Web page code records
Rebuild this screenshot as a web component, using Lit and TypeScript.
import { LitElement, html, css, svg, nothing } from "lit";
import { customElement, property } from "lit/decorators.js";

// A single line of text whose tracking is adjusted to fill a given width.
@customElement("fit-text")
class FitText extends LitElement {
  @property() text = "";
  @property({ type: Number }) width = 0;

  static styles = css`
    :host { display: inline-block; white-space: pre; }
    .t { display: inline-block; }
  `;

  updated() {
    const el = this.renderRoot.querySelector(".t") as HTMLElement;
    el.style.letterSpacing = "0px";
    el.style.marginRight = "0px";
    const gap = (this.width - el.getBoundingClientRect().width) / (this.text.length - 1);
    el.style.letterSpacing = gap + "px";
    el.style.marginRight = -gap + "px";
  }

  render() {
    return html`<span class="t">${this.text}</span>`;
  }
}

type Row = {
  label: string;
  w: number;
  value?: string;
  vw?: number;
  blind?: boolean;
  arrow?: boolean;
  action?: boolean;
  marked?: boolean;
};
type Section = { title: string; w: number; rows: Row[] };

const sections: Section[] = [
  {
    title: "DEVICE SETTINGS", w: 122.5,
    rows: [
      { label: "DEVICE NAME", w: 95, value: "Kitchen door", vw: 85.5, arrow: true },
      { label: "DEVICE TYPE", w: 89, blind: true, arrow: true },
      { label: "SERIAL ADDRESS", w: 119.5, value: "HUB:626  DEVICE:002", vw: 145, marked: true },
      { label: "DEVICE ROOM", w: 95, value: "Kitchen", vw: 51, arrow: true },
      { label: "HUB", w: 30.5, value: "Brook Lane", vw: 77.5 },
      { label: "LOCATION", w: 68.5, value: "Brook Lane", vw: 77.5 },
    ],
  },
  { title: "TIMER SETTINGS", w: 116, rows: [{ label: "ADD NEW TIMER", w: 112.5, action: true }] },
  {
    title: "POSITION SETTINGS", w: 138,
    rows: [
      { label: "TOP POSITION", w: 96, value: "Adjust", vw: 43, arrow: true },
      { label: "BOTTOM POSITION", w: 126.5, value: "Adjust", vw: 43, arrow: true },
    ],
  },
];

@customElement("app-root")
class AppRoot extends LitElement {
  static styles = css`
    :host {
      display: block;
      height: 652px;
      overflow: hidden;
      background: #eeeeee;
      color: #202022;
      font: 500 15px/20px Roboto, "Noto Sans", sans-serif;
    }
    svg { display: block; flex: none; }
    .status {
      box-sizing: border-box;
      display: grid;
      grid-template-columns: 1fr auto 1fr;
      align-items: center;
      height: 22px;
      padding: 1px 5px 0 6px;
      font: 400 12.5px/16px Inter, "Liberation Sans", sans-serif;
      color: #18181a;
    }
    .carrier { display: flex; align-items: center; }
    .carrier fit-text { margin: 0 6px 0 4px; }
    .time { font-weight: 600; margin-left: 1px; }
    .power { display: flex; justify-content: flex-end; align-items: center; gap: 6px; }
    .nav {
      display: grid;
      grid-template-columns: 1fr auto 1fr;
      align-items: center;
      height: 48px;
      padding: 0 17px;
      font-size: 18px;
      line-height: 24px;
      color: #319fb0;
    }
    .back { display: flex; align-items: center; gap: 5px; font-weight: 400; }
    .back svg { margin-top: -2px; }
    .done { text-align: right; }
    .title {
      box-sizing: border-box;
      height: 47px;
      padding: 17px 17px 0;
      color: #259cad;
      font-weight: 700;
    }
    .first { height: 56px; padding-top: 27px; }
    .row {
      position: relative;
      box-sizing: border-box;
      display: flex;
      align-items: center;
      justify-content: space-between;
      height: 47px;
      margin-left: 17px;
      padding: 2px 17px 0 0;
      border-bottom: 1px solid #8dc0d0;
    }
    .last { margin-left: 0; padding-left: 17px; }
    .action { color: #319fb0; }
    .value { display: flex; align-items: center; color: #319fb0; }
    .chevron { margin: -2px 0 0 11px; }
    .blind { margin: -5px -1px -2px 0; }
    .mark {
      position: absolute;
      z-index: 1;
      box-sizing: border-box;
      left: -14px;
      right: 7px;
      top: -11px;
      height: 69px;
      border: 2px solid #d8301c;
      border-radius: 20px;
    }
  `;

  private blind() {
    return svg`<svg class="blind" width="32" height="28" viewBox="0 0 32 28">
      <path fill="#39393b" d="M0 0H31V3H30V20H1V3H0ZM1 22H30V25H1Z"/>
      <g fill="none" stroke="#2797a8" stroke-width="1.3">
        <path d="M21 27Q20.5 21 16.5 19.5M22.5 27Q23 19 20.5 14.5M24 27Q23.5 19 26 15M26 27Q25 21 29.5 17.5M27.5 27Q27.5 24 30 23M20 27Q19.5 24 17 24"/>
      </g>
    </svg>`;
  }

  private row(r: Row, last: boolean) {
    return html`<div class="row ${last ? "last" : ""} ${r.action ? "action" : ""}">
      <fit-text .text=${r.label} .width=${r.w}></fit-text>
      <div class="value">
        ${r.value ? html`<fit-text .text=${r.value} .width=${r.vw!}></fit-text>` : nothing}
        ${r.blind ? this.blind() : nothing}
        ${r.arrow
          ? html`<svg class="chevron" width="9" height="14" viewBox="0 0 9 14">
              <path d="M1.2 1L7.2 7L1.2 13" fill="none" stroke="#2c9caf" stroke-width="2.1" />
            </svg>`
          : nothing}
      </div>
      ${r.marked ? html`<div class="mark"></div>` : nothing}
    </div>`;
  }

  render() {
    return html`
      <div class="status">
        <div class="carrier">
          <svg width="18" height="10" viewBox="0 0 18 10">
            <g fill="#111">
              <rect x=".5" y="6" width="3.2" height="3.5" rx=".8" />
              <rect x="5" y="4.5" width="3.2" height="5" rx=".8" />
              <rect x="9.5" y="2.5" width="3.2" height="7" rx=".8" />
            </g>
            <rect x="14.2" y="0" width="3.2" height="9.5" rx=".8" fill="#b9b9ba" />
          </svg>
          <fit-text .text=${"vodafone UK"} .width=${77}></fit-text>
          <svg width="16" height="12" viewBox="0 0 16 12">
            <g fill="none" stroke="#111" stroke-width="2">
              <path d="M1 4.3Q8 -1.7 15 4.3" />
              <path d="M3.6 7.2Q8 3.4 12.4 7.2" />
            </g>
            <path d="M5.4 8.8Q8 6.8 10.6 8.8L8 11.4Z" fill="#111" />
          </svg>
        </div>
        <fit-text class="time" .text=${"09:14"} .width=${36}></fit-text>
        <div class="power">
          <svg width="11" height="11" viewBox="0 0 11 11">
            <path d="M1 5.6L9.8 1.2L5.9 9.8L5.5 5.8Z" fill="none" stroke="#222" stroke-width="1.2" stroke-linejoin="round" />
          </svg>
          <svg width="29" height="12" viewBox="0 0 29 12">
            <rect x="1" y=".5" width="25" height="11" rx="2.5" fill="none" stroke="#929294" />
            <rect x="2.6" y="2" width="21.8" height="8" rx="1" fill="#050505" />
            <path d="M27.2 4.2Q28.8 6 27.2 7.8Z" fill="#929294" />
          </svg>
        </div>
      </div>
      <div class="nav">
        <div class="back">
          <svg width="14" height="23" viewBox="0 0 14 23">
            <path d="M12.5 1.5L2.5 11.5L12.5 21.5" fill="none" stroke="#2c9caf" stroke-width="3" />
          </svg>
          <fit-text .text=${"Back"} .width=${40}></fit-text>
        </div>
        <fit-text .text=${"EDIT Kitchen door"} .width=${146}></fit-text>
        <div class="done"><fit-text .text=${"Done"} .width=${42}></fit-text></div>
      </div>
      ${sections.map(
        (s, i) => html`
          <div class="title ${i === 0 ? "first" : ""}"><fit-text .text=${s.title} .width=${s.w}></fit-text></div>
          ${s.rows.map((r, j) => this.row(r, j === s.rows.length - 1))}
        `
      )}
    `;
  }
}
==
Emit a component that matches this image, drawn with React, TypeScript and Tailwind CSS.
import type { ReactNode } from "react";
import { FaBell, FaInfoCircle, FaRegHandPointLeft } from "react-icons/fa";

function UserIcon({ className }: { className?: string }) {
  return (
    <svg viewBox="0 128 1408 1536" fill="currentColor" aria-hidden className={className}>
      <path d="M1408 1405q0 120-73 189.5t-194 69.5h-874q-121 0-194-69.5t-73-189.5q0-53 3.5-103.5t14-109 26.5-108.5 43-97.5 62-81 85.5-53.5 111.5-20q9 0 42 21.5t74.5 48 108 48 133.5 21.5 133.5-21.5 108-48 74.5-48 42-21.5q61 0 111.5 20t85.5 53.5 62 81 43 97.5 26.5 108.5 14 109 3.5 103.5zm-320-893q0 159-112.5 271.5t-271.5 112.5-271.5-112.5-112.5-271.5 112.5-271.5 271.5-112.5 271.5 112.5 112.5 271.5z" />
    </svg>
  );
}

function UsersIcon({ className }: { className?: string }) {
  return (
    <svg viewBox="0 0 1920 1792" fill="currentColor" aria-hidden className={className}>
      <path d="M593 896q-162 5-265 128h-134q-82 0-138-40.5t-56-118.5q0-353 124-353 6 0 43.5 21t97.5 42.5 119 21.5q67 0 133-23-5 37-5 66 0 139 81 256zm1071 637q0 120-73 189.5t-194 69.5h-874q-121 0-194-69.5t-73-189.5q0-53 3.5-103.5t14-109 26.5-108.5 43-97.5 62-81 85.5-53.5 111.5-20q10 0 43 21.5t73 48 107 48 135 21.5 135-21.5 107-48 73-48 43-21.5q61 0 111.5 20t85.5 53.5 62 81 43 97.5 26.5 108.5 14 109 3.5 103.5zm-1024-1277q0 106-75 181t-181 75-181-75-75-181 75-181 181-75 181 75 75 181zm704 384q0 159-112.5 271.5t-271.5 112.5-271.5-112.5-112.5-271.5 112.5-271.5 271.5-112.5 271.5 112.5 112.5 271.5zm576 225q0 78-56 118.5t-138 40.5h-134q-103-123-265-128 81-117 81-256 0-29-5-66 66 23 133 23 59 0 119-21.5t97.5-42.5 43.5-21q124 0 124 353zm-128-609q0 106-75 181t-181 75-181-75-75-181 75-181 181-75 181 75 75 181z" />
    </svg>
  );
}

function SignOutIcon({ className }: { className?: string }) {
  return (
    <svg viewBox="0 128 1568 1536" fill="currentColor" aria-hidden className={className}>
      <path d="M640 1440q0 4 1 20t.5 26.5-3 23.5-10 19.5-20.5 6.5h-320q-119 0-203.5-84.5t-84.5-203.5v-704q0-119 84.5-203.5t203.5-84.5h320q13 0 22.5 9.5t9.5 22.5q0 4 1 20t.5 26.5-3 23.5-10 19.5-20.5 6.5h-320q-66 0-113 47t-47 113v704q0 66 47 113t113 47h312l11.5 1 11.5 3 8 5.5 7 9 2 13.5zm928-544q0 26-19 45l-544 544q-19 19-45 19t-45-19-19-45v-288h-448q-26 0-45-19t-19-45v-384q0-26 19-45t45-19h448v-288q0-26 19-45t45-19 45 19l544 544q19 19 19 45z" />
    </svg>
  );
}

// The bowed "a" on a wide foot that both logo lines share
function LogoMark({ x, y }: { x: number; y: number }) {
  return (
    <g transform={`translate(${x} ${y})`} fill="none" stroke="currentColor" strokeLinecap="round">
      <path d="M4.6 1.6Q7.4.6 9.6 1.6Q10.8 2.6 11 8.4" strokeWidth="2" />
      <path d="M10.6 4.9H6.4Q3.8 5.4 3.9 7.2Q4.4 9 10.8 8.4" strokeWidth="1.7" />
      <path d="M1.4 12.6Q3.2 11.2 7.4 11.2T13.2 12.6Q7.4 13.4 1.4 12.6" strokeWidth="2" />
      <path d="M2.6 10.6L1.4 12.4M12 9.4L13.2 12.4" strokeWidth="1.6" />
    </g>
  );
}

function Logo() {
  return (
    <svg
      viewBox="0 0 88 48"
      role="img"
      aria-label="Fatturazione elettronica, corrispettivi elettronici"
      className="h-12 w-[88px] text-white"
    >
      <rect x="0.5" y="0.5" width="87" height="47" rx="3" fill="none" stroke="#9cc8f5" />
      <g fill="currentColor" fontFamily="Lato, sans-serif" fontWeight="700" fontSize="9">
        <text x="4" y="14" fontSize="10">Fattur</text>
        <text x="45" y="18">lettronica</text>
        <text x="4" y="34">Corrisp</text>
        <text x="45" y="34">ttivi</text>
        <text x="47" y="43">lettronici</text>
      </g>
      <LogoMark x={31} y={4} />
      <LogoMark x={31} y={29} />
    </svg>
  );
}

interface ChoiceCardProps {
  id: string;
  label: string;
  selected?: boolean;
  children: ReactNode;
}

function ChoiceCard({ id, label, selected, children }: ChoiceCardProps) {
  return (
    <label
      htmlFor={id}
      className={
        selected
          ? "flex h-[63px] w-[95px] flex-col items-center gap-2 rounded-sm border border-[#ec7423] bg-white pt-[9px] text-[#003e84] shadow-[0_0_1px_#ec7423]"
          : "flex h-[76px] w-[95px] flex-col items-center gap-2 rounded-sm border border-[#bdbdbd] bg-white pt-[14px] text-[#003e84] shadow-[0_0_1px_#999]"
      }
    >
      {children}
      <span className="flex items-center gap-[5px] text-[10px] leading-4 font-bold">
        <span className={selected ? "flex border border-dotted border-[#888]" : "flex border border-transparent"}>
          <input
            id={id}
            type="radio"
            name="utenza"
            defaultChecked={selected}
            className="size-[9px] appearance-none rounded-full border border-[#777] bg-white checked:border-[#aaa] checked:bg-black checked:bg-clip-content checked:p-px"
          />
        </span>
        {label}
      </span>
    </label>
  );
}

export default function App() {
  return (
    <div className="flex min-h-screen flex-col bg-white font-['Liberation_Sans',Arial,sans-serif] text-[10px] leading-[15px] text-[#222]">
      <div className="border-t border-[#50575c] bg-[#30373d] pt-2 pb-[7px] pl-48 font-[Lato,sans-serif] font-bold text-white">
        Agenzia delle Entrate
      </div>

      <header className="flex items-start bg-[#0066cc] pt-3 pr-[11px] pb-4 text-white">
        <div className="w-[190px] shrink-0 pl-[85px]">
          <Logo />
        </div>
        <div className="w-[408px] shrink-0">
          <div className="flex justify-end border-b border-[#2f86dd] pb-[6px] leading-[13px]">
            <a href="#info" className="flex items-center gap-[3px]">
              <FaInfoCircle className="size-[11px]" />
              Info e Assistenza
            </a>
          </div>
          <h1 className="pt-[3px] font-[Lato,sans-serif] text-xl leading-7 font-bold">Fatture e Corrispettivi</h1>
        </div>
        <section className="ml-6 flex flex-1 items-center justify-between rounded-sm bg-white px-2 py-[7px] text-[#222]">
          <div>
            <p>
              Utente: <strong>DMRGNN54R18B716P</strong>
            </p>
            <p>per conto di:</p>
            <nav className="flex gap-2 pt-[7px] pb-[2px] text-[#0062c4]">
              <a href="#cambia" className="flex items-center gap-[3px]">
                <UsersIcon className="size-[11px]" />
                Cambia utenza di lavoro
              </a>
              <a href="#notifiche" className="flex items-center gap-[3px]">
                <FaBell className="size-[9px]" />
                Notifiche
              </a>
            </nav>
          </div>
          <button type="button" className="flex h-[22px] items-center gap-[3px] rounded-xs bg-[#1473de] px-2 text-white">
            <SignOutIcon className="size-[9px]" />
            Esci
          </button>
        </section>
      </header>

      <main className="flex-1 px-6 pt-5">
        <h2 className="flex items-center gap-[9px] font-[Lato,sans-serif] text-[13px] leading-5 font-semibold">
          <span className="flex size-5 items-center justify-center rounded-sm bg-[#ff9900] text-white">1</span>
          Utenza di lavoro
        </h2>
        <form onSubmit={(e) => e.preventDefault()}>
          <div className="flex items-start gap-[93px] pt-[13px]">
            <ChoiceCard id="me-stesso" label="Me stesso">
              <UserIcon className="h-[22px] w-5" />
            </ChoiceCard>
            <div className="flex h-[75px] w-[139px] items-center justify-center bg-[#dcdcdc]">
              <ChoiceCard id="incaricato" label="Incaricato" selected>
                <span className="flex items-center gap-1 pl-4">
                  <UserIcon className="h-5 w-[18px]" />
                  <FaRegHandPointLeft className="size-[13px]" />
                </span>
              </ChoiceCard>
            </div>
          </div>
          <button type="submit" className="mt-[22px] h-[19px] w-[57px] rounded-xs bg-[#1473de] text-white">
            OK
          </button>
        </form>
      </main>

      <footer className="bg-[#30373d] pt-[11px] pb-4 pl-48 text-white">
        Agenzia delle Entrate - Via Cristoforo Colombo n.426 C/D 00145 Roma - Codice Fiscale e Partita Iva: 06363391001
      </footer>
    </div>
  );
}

__Task directions__. Quote the listing above, but only from the line that shows "Rebuild this screenshot" through the line that shows "string; w: number;".

__Answer below__.
Rebuild this screenshot as a web component, using Lit and TypeScript.
import { LitElement, html, css, svg, nothing } from "lit";
import { customElement, property } from "lit/decorators.js";

// A single line of text whose tracking is adjusted to fill a given width.
@customElement("fit-text")
class FitText extends LitElement {
  @property() text = "";
  @property({ type: Number }) width = 0;

  static styles = css`
    :host { display: inline-block; white-space: pre; }
    .t { display: inline-block; }
  `;

  updated() {
    const el = this.renderRoot.querySelector(".t") as HTMLElement;
    el.style.letterSpacing = "0px";
    el.style.marginRight = "0px";
    const gap = (this.width - el.getBoundingClientRect().width) / (this.text.length - 1);
    el.style.letterSpacing = gap + "px";
    el.style.marginRight = -gap + "px";
  }

  render() {
    return html`<span class="t">${this.text}</span>`;
  }
}

type Row = {
  label: string;
  w: number;
  value?: string;
  vw?: number;
  blind?: boolean;
  arrow?: boolean;
  action?: boolean;
  marked?: boolean;
};
type Section = { title: string; w: number; rows: Row[] };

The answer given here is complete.